Prior to that, patrons from Fitz’s had smelled smoke as they were walking to their cars, but had assumed it was a campfire from a nearby cottage or home. By the time anyone knew it was the motel burning, the fire had spread too deep into the structure to stop.
Chief Annen said the fire spread “faster than any other fire I’ve seen”.
While an official investigation and determination have not been made, initial observations indicate that fire originated in a grill on the lake side of the motel. It appears that a grease fire on the grill flared up and spread to the structure.
Lodi Fire Department was first on the scene, but 10 other departments were called in to assist. Dane, Sauk, and Waunakee are commonly called in for support on large fires–just as Lodi supports them in similar situations. The extent of the fire–and the risk to other close structures–led to calling in support from as far away as Pardeeville.
Okee doesn’t have fire hydrants, and drawing from the lake is a more complicated process than it would seem, and takes time and crew away from fighting the fire. Until support could arrive to utilize the “dry hydrant”1This is a PVC pipe with a fire-department-friendly “head” leads down into the lake and allows trucks to draw water. Once its running, a dry hydrant works similar to a standard hydrant. However, it needs to be prepped and primed, to create a draft–as anyone who owns a well understands. Chief Annen had trucks run back to Lodi to top up from a city hydrant.

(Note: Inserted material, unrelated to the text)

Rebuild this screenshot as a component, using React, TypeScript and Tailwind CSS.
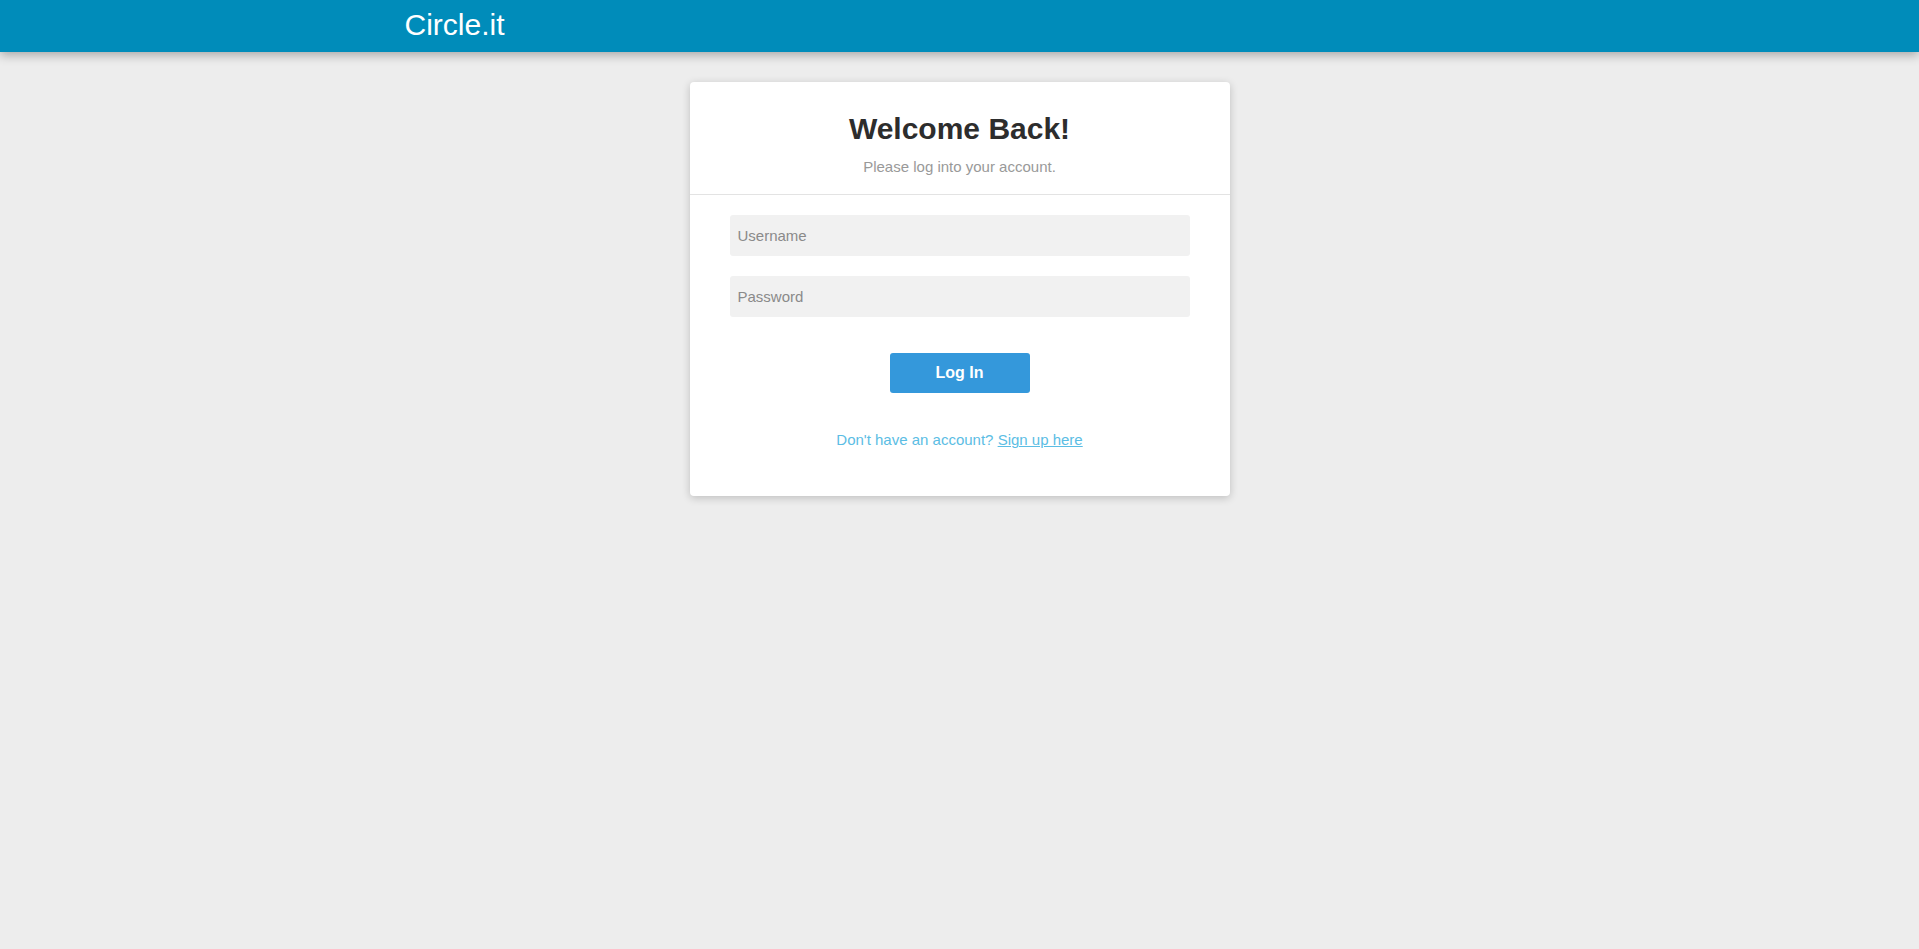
import React, { useState } from 'react';

const Header: React.FC = () => (
  <header className="relative z-10 h-[52px] w-full bg-[#008cba] shadow-[0_3px_10px_rgba(0,0,0,0.3)]">
    <div className="mx-auto flex h-full w-[1140px] items-center px-[15px] pb-[3px]">
      <a href="#" className="text-[30px] leading-[34px] text-white">
        Circle.it
      </a>
    </div>
  </header>
);

const LoginCard: React.FC = () => {
  const [username, setUsername] = useState('');
  const [password, setPassword] = useState('');

  return (
    <div className="w-[540px] rounded-[4px] bg-white shadow-[0_2px_8px_rgba(0,0,0,0.2)]">
      {/* Card header */}
      <div className="border-b border-[#e3e3e3] px-10 pt-[30px] pb-[19px] text-center">
        <h1 className="text-[30px] font-bold leading-[34px] text-[#2d2d2d]">Welcome Back!</h1>
        <p className="mt-[12px] text-[15px] leading-[17px] text-[#999999]">Please log into your account.</p>
      </div>

      {/* Form */}
      <form className="flex flex-col px-10 pt-[20px] pb-[48px]" onSubmit={(e) => e.preventDefault()}>
        <input
          type="text"
          value={username}
          onChange={(e) => setUsername(e.target.value)}
          placeholder="Username"
          className="h-[41px] w-full rounded-[3px] bg-[#f1f1f1] px-2 text-[15px] text-[#333] outline-none placeholder:text-[#8a8a8a]"
        />
        <input
          type="password"
          value={password}
          onChange={(e) => setPassword(e.target.value)}
          placeholder="Password"
          className="mt-[20px] h-[41px] w-full rounded-[3px] bg-[#f1f1f1] px-2 text-[15px] text-[#333] outline-none placeholder:text-[#8a8a8a]"
        />
        <button
          type="submit"
          className="mx-auto mt-[36px] h-[40px] w-[140px] rounded-[3px] bg-[#3498db] text-[16px] font-bold text-white"
        >
          Log In
        </button>
        <p className="mt-[38px] text-center text-[15px] leading-[17px] text-[#5bbde4]">
          Don't have an account?{' '}
          <a href="#" className="underline">
            Sign up here
          </a>
        </p>
      </form>
    </div>
  );
};

export default function App() {
  return (
    <div className="min-h-screen bg-[#ededed] font-['Liberation_Sans',Arial,sans-serif]">
      <Header />
      <main className="flex justify-center pt-[30px]">
        <LoginCard />
      </main>
    </div>
  );
}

Local business owner Dan Dolson tended the hydrant and kept the trucks topped up. When Poynette arrived, Annen had them tap into the dry hydrant and then directed Prairie du Sac to use their specialized equipment to draw directly from the lake.
The Lodi ladder truck, by itself, needed 4 water tenders to keep it supplied with water, as it was putting out 10,000 gallons per minute. As Annen said: “The water never stopped flowing”.

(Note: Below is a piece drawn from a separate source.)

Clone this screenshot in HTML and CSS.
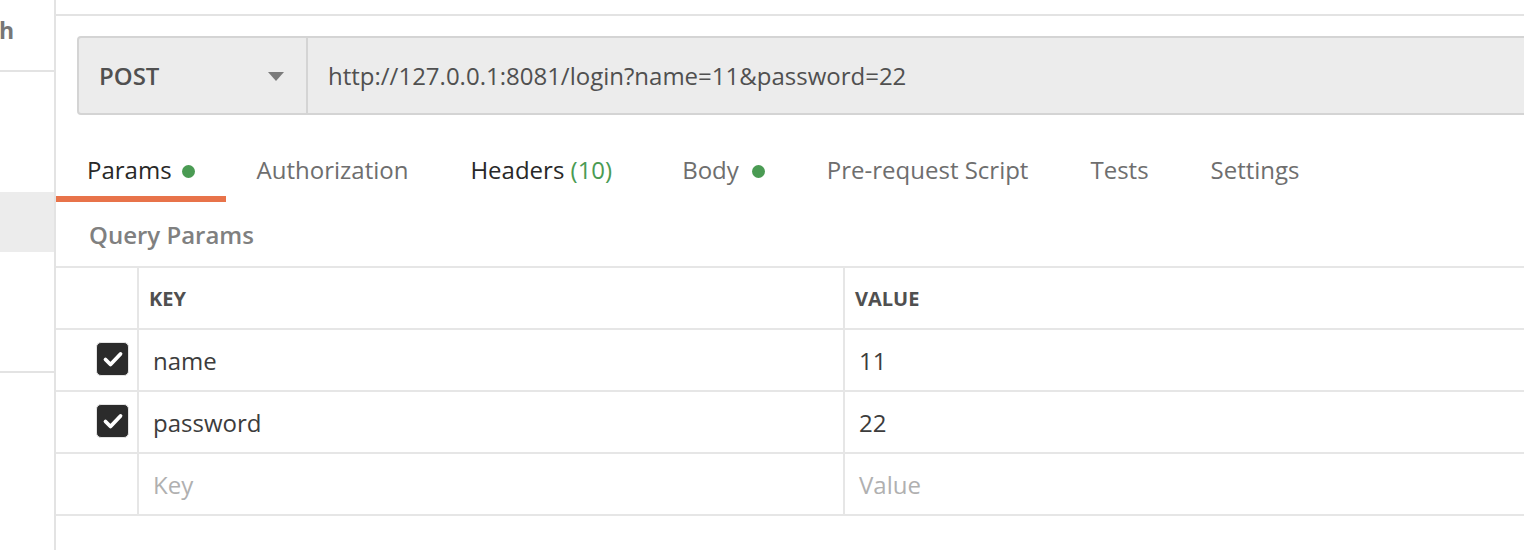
FILE: index.html
```html
<!DOCTYPE html>
<html>
<head>
<meta charset="utf-8">
<link rel="stylesheet" href="styles.css">
</head>
<body>
<div class="app">
  <aside class="sidebar">
    <div class="side-head"><span class="side-title">h</span></div>
    <div class="side-gap"></div>
    <div class="side-item"></div>
    <div class="side-rest"></div>
  </aside>
  <main class="main">
    <div class="topline"></div>
    <div class="urlbar">
      <div class="method">
        <span class="method-name">POST</span>
        <svg class="caret" width="16" height="9" viewBox="0 0 16 9"><path d="M0 0H16L8 9Z" fill="#7b7b7b"/></svg>
      </div>
      <div class="url">http://127.0.0.1:8081/login?name=11&amp;password=22</div>
    </div>
    <nav class="tabs">
      <div class="tab active">Params<span class="dot"></span></div>
      <div class="tab">Authorization</div>
      <div class="tab dark wide">Headers <span class="count">(10)</span></div>
      <div class="tab">Body<span class="dot wide-dot"></span></div>
      <div class="tab">Pre-request Script</div>
      <div class="tab">Tests</div>
      <div class="tab">Settings</div>
    </nav>
    <div class="section-title">Query Params</div>
    <div class="params">
      <div class="cell chk"></div>
      <div class="cell head">KEY</div>
      <div class="cell head last">VALUE</div>

      <div class="cell chk"><span class="box"><svg width="22" height="18" viewBox="0 0 22 18"><path d="M3.5 9.5L8.5 14.5L18.5 4" fill="none" stroke="#fff" stroke-width="3.8" stroke-linecap="round" stroke-linejoin="round"/></svg></span></div>
      <div class="cell val">name</div>
      <div class="cell val last">11</div>

      <div class="cell chk"><span class="box"><svg width="22" height="18" viewBox="0 0 22 18"><path d="M3.5 9.5L8.5 14.5L18.5 4" fill="none" stroke="#fff" stroke-width="3.8" stroke-linecap="round" stroke-linejoin="round"/></svg></span></div>
      <div class="cell val">password</div>
      <div class="cell val last">22</div>

      <div class="cell chk"></div>
      <div class="cell val ph">Key</div>
      <div class="cell val ph last">Value</div>
    </div>
  </main>
</div>
</body>
</html>
```

FILE: styles.css
```css
html, body {
  margin: 0;
  padding: 0;
  background: #fff;
}
body {
  width: 1524px;
  height: 550px;
  overflow: hidden;
  font-family: "Open Sans", "Liberation Sans", sans-serif;
  color: #505050;
}
.app {
  display: flex;
  height: 550px;
}
.sidebar {
  width: 54px;
  flex: none;
  border-right: 2px solid #e3e3e3;
  display: flex;
  flex-direction: column;
  overflow: hidden;
}
.side-head {
  height: 70px;
  border-bottom: 2px solid #e3e3e3;
  display: flex;
  align-items: flex-start;
}
.side-title {
  font-size: 23px;
  font-weight: 700;
  color: #777;
  line-height: 30px;
  margin-top: 15px;
  margin-left: -1px;
}
.side-gap {
  height: 120px;
}
.side-item {
  height: 60px;
  background: #ececec;
}
.side-rest {
  height: 119px;
  border-bottom: 2px solid #e3e3e3;
}
.main {
  flex: 1;
  min-width: 0;
  display: flex;
  flex-direction: column;
}
.topline {
  height: 14px;
  border-bottom: 2px solid #e3e3e3;
}
.urlbar {
  margin: 20px -20px 0 21px;
  height: 75px;
  display: flex;
  background: #ececec;
  border: 2px solid #d4d4d4;
  border-radius: 4px;
}
.method {
  width: 229px;
  flex: none;
  border-right: 2px solid #d4d4d4;
  display: flex;
  align-items: center;
  padding-left: 20px;
  box-sizing: border-box;
}
.method-name {
  font-size: 24px;
  font-weight: 600;
  color: #505050;
  flex: 1;
}
.caret {
  margin-right: 22px;
  margin-top: 2px;
}
.url {
  display: flex;
  align-items: center;
  padding-left: 20px;
  font-size: 24px;
  color: #505050;
}
.tabs {
  display: flex;
  margin-top: 40px;
}
.tab {
  padding: 0 31px 11px;
  line-height: 30px;
  font-size: 24px;
  color: #6e6e6e;
  border-bottom: 6px solid transparent;
  display: flex;
  align-items: center;
  white-space: pre;
}
.tab.active {
  color: #282828;
  border-bottom-color: #e8734a;
}
.tab.dark {
  color: #282828;
}
.tab.wide {
  margin-right: 8px;
}
.dot {
  display: inline-block;
  width: 13px;
  height: 13px;
  border-radius: 50%;
  background: #4a9b53;
  margin-left: 10px;
  margin-top: 2px;
}
.dot.wide-dot {
  margin-left: 13px;
}
.count {
  color: #4a9b53;
}
.section-title {
  margin: 19px 0 0 33px;
  font-size: 24px;
  line-height: 28px;
  font-weight: 600;
  color: #808080;
}
.params {
  margin-top: 17px;
  display: grid;
  grid-template-columns: 83px 706px 1fr;
  border-top: 2px solid #e6e6e6;
}
.cell {
  height: 60px;
  border-bottom: 2px solid #e6e6e6;
  border-right: 2px solid #e6e6e6;
  display: flex;
  align-items: center;
}
.cell.last {
  border-right: none;
}
.chk {
  justify-content: flex-end;
}
.head {
  padding-left: 10px;
  font-size: 20px;
  font-weight: 700;
  color: #505050;
}
.val {
  padding-left: 14px;
  font-size: 24px;
  color: #3c3c3c;
}
.val.ph {
  color: #b0b0b0;
}
.box {
  width: 31px;
  height: 32px;
  margin-right: 8px;
  margin-top: -2px;
  background: #2b2b2b;
  border: 1.5px solid #e4e4e4;
  border-radius: 5px;
  display: flex;
  align-items: center;
  justify-content: center;
}
```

After the flames were out, Chief Annen got permission from the owners to call in an excavator to pull the building down in order to catch any re-ignition before it could grow. Meade Concrete came out and systematically pulled the building down. As they did, fires within the walls and ceilings flared up–and were extinguished.
Crews finally left the scene around 2:00 am after assuring that nothing would flare up again.
A Lodi native, Blaze attended the University of Wisconsin, Green Bay where he graduated with a degree in theatre technology & design. He has traveled extensively throughout the United States and the world–including a 6-year stint in China. He has been a teacher, a writer, a designer, and is the founder of the Redleaf Consulting Group.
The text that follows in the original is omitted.